**Stated task**
Copy out each line exactly; pictures stay out of the copy.

— BEGIN —

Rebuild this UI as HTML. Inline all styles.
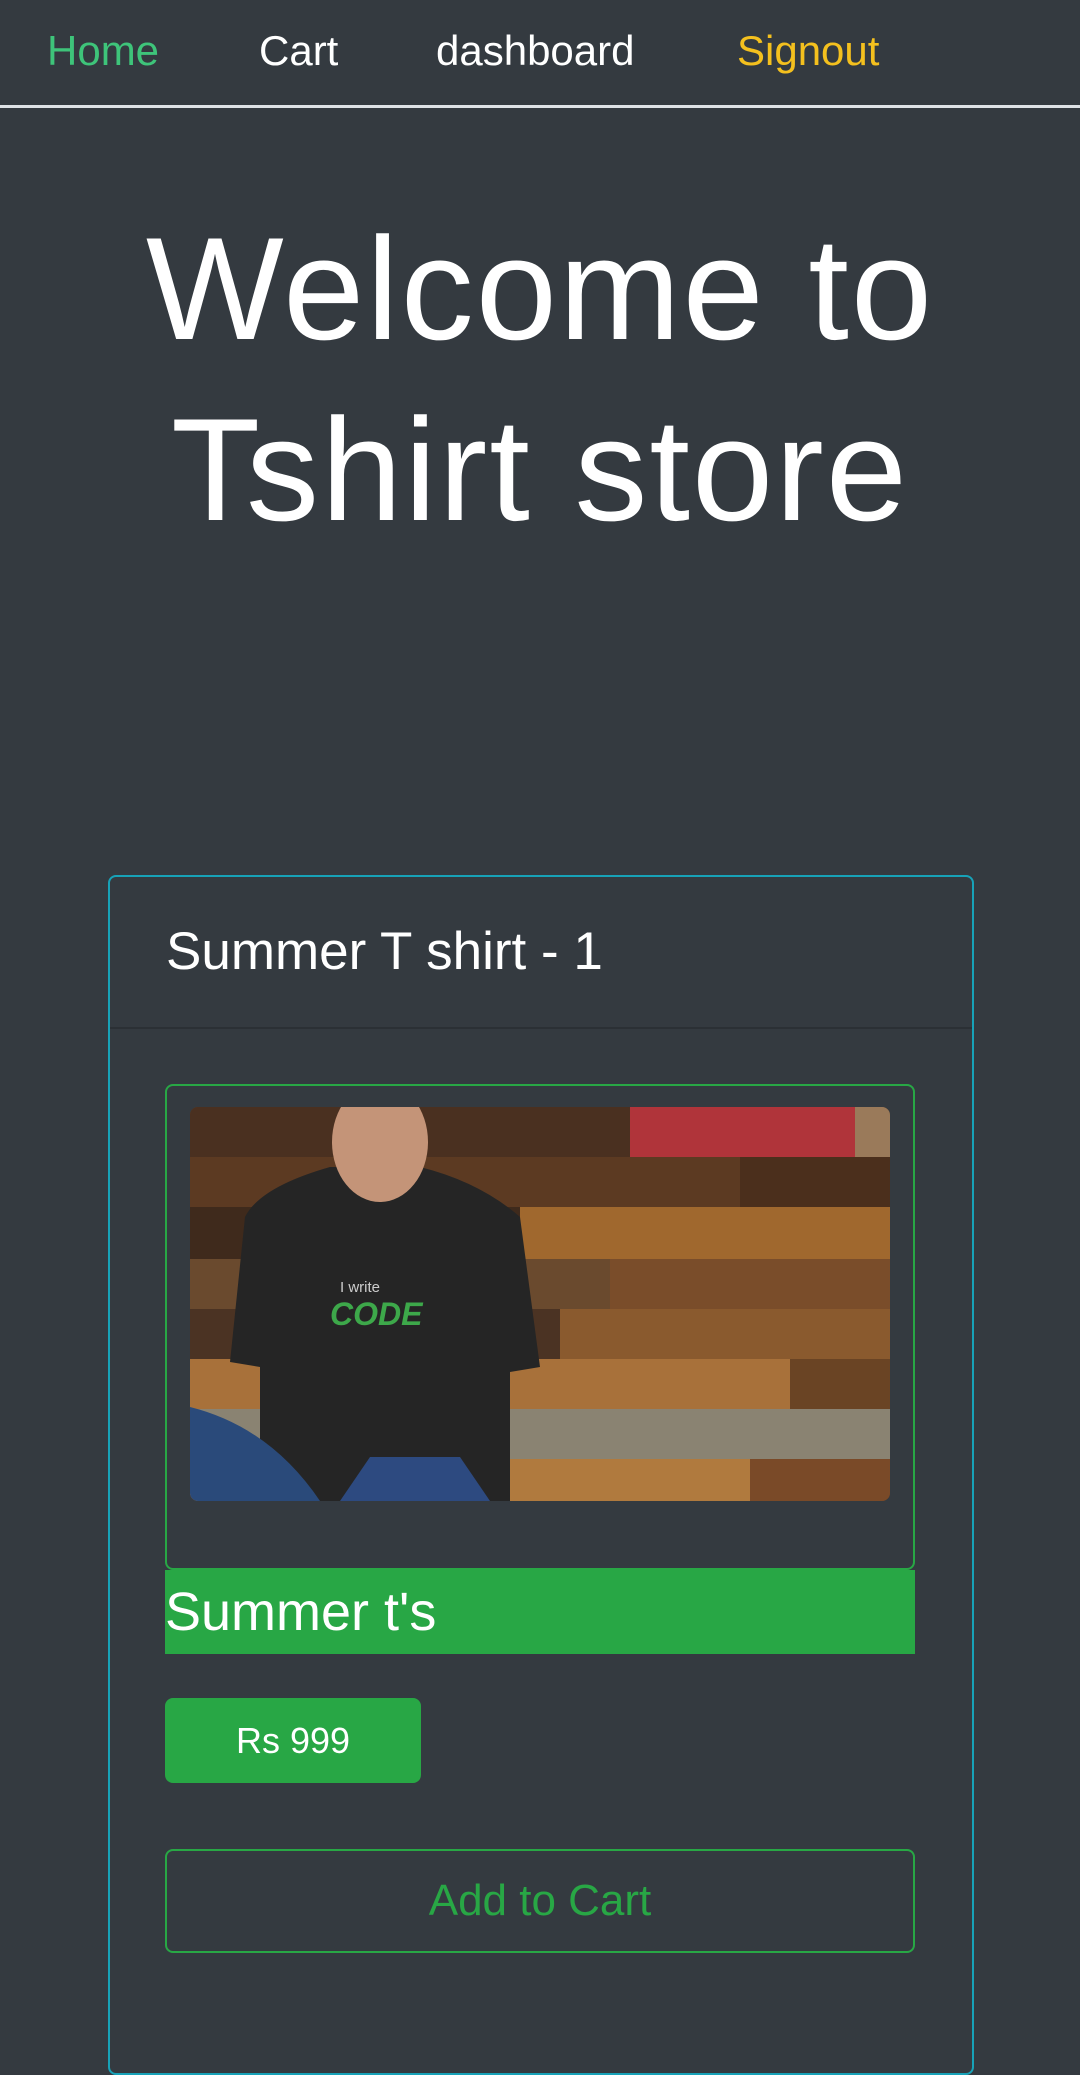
<!DOCTYPE html>
<html><head><meta charset="utf-8"><style>
*{box-sizing:border-box;margin:0;padding:0}
html,body{width:1080px;height:1956px;overflow:hidden;background:#343a40;font-family:"Liberation Sans",sans-serif;color:#fff}
.nav{position:absolute;left:0;top:0;width:1080px;height:108px;border-bottom:3px solid #dee2e6}
.nav span{position:absolute;top:26px;font-size:42px;line-height:50px}
h1{position:absolute;left:0;width:1080px;top:198px;text-align:center;font-weight:normal;font-size:146px;line-height:181px;letter-spacing:2px}
.card{position:absolute;left:108px;top:875px;width:866px;height:1200px;border:2px solid #17a2b8;border-radius:8px}
.hdr{position:absolute;left:0;top:0;width:862px;height:152px;border-bottom:2px solid #2b3035}
.hdr span{position:absolute;left:56px;top:45px;font-size:53px;line-height:60px}
.box{position:absolute;left:165px;top:1084px;width:750px;height:486px;border:2px solid #28a745;border-radius:8px}
.img{position:absolute;left:190px;top:1107px;width:700px;height:394px;border-radius:8px;overflow:hidden;background:#5a3b22}
.bar{position:absolute;left:165px;top:1570px;width:750px;height:84px;background:#28a745}
.bar span{position:absolute;left:0;top:12px;font-size:54px;line-height:60px}
.price{position:absolute;left:165px;top:1698px;width:256px;height:85px;background:#28a745;border-radius:8px;text-align:center;font-size:36px;line-height:85px}
.add{position:absolute;left:165px;top:1849px;width:750px;height:104px;border:2px solid #28a745;border-radius:8px;text-align:center;font-size:44px;line-height:100px;color:#28a745}
</style></head><body>
<div class="nav">
<span style="left:47px;color:#3ec47a">Home</span>
<span style="left:259px">Cart</span>
<span style="left:436px">dashboard</span>
<span style="left:737px;color:#f4c01e">Signout</span>
</div>
<h1>Welcome to<br>Tshirt store</h1>
<div class="card"><div class="hdr"><span>Summer T shirt - 1</span></div></div>
<div class="box"></div>
<div class="img">
<svg width="700" height="394" viewBox="0 0 700 394">
<rect width="700" height="394" fill="#6b4526"/>
<rect x="0" y="0" width="440" height="50" fill="#4a3020"/>
<rect x="440" y="0" width="225" height="50" fill="#b0343a"/>
<rect x="665" y="0" width="35" height="50" fill="#9a7a5a"/>
<rect x="0" y="50" width="550" height="50" fill="#5c3a22"/>
<rect x="550" y="50" width="150" height="50" fill="#4b2f1c"/>
<rect x="0" y="100" width="330" height="52" fill="#3f2a1c"/>
<rect x="330" y="100" width="370" height="52" fill="#a0682e"/>
<rect x="0" y="152" width="420" height="50" fill="#6a4a2e"/>
<rect x="420" y="152" width="280" height="50" fill="#7a4d2a"/>
<rect x="0" y="202" width="370" height="50" fill="#4b3323"/>
<rect x="370" y="202" width="330" height="50" fill="#8a5a2e"/>
<rect x="0" y="252" width="600" height="50" fill="#a8713a"/>
<rect x="600" y="252" width="100" height="50" fill="#6a4424"/>
<rect x="0" y="302" width="700" height="50" fill="#8a8372"/>
<rect x="0" y="352" width="560" height="42" fill="#b07a3e"/>
<rect x="560" y="352" width="140" height="42" fill="#7a4a28"/>
<path d="M55 110 Q70 80 140 60 L230 60 Q290 75 330 110 L350 260 L320 265 L320 394 L70 394 L70 260 L40 255 Z" fill="#252525"/>
<ellipse cx="190" cy="35" rx="48" ry="60" fill="#c49478"/>
<path d="M0 300 Q80 320 130 394 L0 394 Z" fill="#2a4a7a"/>
<path d="M150 394 L180 350 L270 350 L300 394 Z" fill="#2d4a80"/>
<text x="150" y="185" font-family="Liberation Sans" font-size="15" fill="#ccc">I write</text>
<text x="140" y="218" font-family="Liberation Sans" font-size="32" font-style="italic" font-weight="bold" fill="#3da84a">CODE</text>
</svg>
</div>
<div class="bar"><span>Summer t's</span></div>
<div class="price">Rs 999</div>
<div class="add">Add to Cart</div>
</body></html>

— END —

**Solution for this task**
Rebuild this UI as HTML. Inline all styles.
<!DOCTYPE html>
<html><head><meta charset="utf-8"><style>
*{box-sizing:border-box;margin:0;padding:0}
html,body{width:1080px;height:1956px;overflow:hidden;background:#343a40;font-family:"Liberation Sans",sans-serif;color:#fff}
.nav{position:absolute;left:0;top:0;width:1080px;height:108px;border-bottom:3px solid #dee2e6}
.nav span{position:absolute;top:26px;font-size:42px;line-height:50px}
h1{position:absolute;left:0;width:1080px;top:198px;text-align:center;font-weight:normal;font-size:146px;line-height:181px;letter-spacing:2px}
.card{position:absolute;left:108px;top:875px;width:866px;height:1200px;border:2px solid #17a2b8;border-radius:8px}
.hdr{position:absolute;left:0;top:0;width:862px;height:152px;border-bottom:2px solid #2b3035}
.hdr span{position:absolute;left:56px;top:45px;font-size:53px;line-height:60px}
.box{position:absolute;left:165px;top:1084px;width:750px;height:486px;border:2px solid #28a745;border-radius:8px}
.img{position:absolute;left:190px;top:1107px;width:700px;height:394px;border-radius:8px;overflow:hidden;background:#5a3b22}
.bar{position:absolute;left:165px;top:1570px;width:750px;height:84px;background:#28a745}
.bar span{position:absolute;left:0;top:12px;font-size:54px;line-height:60px}
.price{position:absolute;left:165px;top:1698px;width:256px;height:85px;background:#28a745;border-radius:8px;text-align:center;font-size:36px;line-height:85px}
.add{position:absolute;left:165px;top:1849px;width:750px;height:104px;border:2px solid #28a745;border-radius:8px;text-align:center;font-size:44px;line-height:100px;color:#28a745}
</style></head><body>
<div class="nav">
<span style="left:47px;color:#3ec47a">Home</span>
<span style="left:259px">Cart</span>
<span style="left:436px">dashboard</span>
<span style="left:737px;color:#f4c01e">Signout</span>
</div>
<h1>Welcome to<br>Tshirt store</h1>
<div class="card"><div class="hdr"><span>Summer T shirt - 1</span></div></div>
<div class="box"></div>
<div class="img">
<svg width="700" height="394" viewBox="0 0 700 394">
<rect width="700" height="394" fill="#6b4526"/>
<rect x="0" y="0" width="440" height="50" fill="#4a3020"/>
<rect x="440" y="0" width="225" height="50" fill="#b0343a"/>
<rect x="665" y="0" width="35" height="50" fill="#9a7a5a"/>
<rect x="0" y="50" width="550" height="50" fill="#5c3a22"/>
<rect x="550" y="50" width="150" height="50" fill="#4b2f1c"/>
<rect x="0" y="100" width="330" height="52" fill="#3f2a1c"/>
<rect x="330" y="100" width="370" height="52" fill="#a0682e"/>
<rect x="0" y="152" width="420" height="50" fill="#6a4a2e"/>
<rect x="420" y="152" width="280" height="50" fill="#7a4d2a"/>
<rect x="0" y="202" width="370" height="50" fill="#4b3323"/>
<rect x="370" y="202" width="330" height="50" fill="#8a5a2e"/>
<rect x="0" y="252" width="600" height="50" fill="#a8713a"/>
<rect x="600" y="252" width="100" height="50" fill="#6a4424"/>
<rect x="0" y="302" width="700" height="50" fill="#8a8372"/>
<rect x="0" y="352" width="560" height="42" fill="#b07a3e"/>
<rect x="560" y="352" width="140" height="42" fill="#7a4a28"/>
<path d="M55 110 Q70 80 140 60 L230 60 Q290 75 330 110 L350 260 L320 265 L320 394 L70 394 L70 260 L40 255 Z" fill="#252525"/>
<ellipse cx="190" cy="35" rx="48" ry="60" fill="#c49478"/>
<path d="M0 300 Q80 320 130 394 L0 394 Z" fill="#2a4a7a"/>
<path d="M150 394 L180 350 L270 350 L300 394 Z" fill="#2d4a80"/>
<text x="150" y="185" font-family="Liberation Sans" font-size="15" fill="#ccc">I write</text>
<text x="140" y="218" font-family="Liberation Sans" font-size="32" font-style="italic" font-weight="bold" fill="#3da84a">CODE</text>
</svg>
</div>
<div class="bar"><span>Summer t's</span></div>
<div class="price">Rs 999</div>
<div class="add">Add to Cart</div>
</body></html>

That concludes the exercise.